Code that builds pages:
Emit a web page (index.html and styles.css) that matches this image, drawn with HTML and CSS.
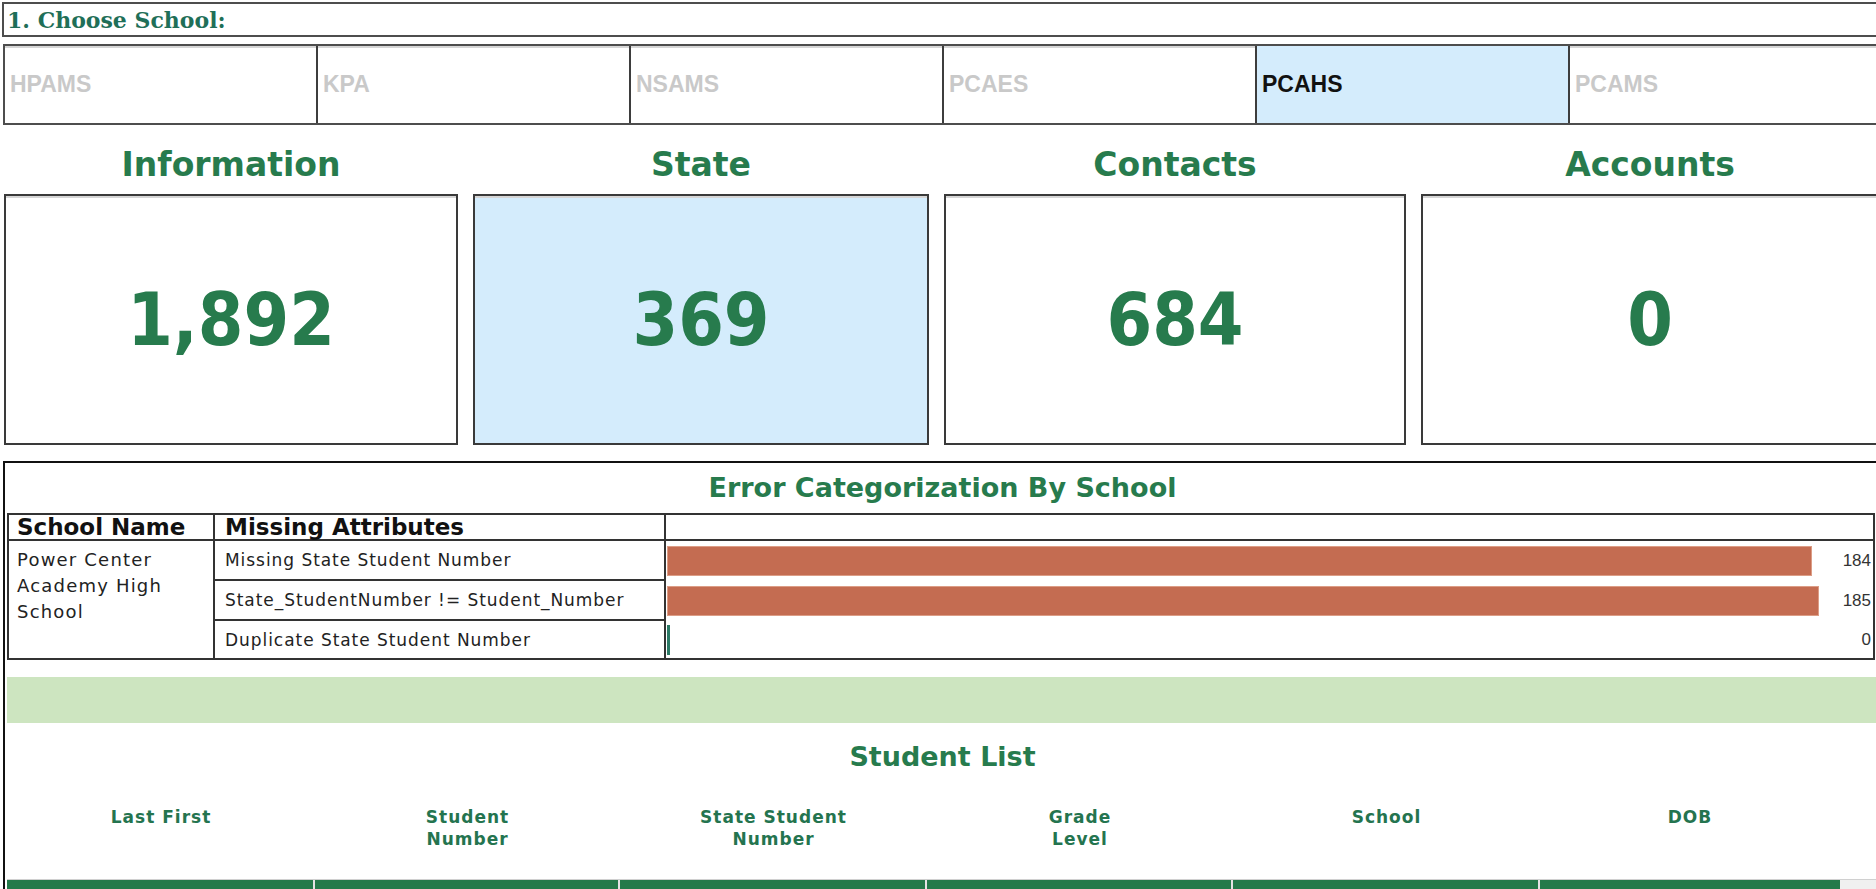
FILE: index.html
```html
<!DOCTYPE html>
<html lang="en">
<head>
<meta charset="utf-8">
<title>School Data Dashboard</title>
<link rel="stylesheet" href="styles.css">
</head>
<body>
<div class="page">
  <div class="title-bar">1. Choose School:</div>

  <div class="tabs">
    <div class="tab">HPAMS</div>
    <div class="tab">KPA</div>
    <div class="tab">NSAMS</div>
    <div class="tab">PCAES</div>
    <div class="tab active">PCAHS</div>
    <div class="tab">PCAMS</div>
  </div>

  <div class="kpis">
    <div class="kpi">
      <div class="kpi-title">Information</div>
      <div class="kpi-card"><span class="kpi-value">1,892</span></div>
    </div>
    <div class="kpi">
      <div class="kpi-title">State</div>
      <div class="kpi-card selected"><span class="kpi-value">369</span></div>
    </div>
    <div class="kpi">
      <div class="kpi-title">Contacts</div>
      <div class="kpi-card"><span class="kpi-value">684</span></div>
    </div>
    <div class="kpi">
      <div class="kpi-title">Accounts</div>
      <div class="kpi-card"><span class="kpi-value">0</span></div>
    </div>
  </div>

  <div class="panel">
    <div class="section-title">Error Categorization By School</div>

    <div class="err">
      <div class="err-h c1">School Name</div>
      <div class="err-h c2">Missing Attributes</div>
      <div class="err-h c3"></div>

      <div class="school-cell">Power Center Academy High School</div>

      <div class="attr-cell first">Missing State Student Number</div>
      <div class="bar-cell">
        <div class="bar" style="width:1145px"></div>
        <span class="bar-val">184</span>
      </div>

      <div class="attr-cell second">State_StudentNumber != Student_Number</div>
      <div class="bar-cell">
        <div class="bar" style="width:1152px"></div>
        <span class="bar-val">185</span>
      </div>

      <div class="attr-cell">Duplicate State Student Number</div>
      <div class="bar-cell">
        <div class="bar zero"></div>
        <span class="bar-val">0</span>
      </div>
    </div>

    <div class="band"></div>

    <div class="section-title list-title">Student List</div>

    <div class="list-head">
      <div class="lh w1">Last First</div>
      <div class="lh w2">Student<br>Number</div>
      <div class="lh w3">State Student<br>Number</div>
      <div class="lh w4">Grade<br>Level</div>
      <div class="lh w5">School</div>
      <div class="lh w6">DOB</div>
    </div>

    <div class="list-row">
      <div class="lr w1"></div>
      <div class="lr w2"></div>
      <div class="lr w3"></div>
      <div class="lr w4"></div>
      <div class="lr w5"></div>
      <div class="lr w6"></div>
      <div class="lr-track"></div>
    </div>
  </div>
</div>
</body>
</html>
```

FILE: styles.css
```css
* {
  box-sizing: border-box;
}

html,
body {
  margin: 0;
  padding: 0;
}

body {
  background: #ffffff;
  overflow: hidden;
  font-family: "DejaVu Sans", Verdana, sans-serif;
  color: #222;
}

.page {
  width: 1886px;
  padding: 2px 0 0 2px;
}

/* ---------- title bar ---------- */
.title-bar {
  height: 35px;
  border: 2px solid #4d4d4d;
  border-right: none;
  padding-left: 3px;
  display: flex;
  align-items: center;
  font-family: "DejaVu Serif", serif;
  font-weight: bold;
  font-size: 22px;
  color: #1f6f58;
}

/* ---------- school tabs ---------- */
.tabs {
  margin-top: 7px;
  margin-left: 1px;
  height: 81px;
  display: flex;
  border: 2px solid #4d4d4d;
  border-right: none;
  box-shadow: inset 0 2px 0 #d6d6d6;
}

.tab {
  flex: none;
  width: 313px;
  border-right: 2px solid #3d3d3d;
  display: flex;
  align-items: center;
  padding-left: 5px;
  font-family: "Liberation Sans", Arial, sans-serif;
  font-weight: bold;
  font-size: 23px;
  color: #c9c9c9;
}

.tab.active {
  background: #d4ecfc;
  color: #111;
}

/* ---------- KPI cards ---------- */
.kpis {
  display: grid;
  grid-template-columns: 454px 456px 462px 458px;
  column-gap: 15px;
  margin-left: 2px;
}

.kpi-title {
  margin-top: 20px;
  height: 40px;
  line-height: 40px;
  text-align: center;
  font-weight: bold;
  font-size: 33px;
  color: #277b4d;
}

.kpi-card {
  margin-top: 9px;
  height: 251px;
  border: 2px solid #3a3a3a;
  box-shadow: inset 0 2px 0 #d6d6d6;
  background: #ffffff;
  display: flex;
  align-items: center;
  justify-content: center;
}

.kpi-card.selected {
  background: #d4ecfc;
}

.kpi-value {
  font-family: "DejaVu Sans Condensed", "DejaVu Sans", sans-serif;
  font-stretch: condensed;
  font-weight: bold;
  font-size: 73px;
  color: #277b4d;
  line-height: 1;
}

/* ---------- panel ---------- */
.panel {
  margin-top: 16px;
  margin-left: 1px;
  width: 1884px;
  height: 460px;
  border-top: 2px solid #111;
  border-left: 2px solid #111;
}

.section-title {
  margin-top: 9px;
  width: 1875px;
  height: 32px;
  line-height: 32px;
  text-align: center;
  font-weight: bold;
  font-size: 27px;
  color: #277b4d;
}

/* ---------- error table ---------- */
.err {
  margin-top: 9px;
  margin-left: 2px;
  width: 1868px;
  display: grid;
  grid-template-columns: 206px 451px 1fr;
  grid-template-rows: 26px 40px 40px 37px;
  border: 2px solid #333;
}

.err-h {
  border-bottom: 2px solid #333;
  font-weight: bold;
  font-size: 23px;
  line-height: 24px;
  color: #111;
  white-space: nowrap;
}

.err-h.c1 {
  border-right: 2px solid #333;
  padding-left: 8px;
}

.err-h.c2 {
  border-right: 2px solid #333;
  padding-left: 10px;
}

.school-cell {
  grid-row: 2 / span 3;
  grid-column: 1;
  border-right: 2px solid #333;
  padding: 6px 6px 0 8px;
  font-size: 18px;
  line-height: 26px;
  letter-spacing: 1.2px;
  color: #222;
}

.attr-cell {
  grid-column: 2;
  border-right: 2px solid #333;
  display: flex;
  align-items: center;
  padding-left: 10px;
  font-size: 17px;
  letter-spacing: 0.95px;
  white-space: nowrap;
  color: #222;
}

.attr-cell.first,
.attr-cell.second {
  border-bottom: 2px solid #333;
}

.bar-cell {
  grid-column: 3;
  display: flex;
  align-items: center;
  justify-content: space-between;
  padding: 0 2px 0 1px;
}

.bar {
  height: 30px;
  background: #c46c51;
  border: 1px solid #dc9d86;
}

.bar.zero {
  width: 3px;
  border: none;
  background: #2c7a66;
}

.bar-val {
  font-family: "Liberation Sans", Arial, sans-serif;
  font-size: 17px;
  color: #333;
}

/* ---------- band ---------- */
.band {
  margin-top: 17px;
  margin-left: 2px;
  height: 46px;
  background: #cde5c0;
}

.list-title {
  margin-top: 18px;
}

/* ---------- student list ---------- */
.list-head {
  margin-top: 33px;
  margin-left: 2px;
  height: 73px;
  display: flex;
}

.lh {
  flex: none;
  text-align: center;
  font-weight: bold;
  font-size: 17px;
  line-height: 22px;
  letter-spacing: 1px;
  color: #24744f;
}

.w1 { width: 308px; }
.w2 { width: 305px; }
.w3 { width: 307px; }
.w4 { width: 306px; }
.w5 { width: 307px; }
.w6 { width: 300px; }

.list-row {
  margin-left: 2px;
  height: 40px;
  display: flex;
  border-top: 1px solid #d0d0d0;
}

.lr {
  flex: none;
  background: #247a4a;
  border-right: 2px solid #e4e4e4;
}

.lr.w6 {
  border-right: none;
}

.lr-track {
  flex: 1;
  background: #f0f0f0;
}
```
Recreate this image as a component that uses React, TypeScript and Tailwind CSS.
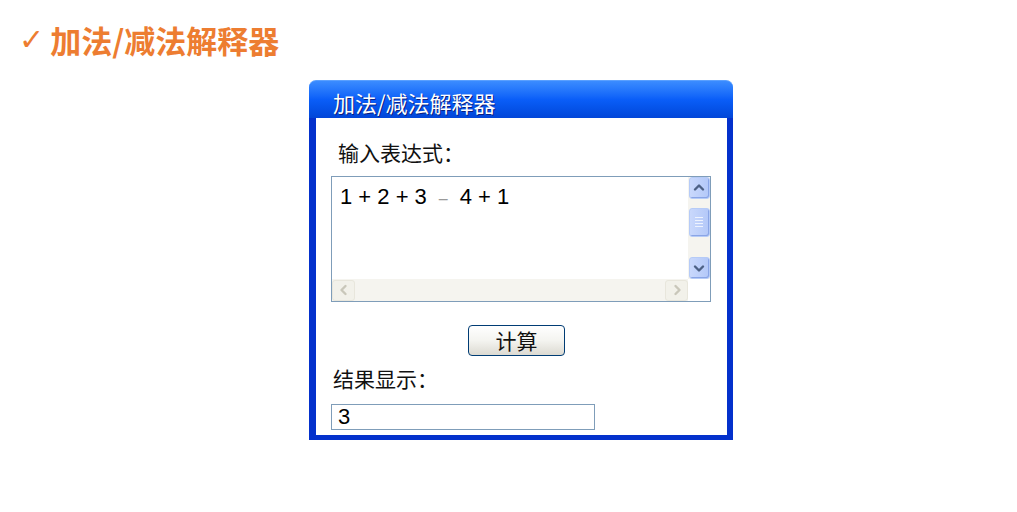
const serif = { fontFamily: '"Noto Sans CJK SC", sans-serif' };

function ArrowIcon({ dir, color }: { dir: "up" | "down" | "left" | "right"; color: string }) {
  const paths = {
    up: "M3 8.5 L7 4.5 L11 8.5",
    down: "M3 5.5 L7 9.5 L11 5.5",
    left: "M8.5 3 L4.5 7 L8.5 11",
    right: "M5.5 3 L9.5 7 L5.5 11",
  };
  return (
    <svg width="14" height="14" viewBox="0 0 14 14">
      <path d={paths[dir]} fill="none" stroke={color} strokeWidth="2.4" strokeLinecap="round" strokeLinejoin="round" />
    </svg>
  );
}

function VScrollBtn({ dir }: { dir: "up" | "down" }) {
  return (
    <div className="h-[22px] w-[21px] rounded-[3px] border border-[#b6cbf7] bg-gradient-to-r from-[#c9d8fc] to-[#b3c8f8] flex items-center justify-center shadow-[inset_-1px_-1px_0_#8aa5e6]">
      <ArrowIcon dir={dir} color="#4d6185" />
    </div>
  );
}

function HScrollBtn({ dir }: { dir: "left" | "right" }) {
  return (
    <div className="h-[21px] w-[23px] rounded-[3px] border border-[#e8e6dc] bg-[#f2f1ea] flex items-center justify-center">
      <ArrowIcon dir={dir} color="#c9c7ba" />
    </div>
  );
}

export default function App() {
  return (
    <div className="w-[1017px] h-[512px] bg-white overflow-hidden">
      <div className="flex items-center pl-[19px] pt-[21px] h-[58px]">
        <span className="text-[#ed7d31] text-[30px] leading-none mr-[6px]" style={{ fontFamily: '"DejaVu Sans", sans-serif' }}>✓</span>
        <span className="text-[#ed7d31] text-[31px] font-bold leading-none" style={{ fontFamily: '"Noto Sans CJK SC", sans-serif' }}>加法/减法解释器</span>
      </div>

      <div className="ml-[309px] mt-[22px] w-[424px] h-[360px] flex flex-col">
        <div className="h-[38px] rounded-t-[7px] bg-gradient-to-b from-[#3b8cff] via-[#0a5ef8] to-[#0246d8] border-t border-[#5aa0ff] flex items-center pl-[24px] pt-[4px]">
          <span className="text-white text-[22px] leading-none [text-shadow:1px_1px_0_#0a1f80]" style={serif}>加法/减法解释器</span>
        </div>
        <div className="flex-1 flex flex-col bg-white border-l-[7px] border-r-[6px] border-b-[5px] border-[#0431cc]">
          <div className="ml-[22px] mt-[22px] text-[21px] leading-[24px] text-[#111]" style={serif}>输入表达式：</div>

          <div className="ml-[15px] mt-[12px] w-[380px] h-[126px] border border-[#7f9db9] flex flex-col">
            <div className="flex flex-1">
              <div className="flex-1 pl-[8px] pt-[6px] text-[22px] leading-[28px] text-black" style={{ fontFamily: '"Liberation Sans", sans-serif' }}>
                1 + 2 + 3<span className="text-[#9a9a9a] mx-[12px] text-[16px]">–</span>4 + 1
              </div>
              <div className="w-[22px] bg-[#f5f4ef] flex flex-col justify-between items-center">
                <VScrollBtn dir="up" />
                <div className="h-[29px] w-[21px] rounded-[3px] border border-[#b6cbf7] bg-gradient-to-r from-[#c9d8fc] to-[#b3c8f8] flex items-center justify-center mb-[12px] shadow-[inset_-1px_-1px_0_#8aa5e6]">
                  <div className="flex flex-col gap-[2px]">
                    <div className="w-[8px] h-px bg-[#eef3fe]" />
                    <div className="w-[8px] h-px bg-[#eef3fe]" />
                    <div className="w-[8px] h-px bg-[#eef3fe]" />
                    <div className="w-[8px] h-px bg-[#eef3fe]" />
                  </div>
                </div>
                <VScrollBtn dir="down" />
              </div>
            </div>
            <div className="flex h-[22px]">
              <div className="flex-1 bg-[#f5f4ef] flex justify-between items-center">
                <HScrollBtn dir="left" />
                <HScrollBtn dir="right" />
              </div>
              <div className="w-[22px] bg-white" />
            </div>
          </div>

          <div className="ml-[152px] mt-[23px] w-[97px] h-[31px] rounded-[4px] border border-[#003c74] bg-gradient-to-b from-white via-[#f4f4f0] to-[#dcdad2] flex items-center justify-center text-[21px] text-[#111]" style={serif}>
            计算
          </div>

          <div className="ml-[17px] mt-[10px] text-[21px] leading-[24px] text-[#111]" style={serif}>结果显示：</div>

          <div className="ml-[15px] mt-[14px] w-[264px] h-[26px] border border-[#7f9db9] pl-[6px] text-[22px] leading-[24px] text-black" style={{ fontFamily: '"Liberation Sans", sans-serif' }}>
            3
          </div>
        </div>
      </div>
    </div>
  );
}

__Stated task__. Copy every line of the records above that holds the word "this".

__The completed task__.
Emit a web page (index.html and styles.css) that matches this image, drawn with HTML and CSS.
Recreate this image as a component that uses React, TypeScript and Tailwind CSS.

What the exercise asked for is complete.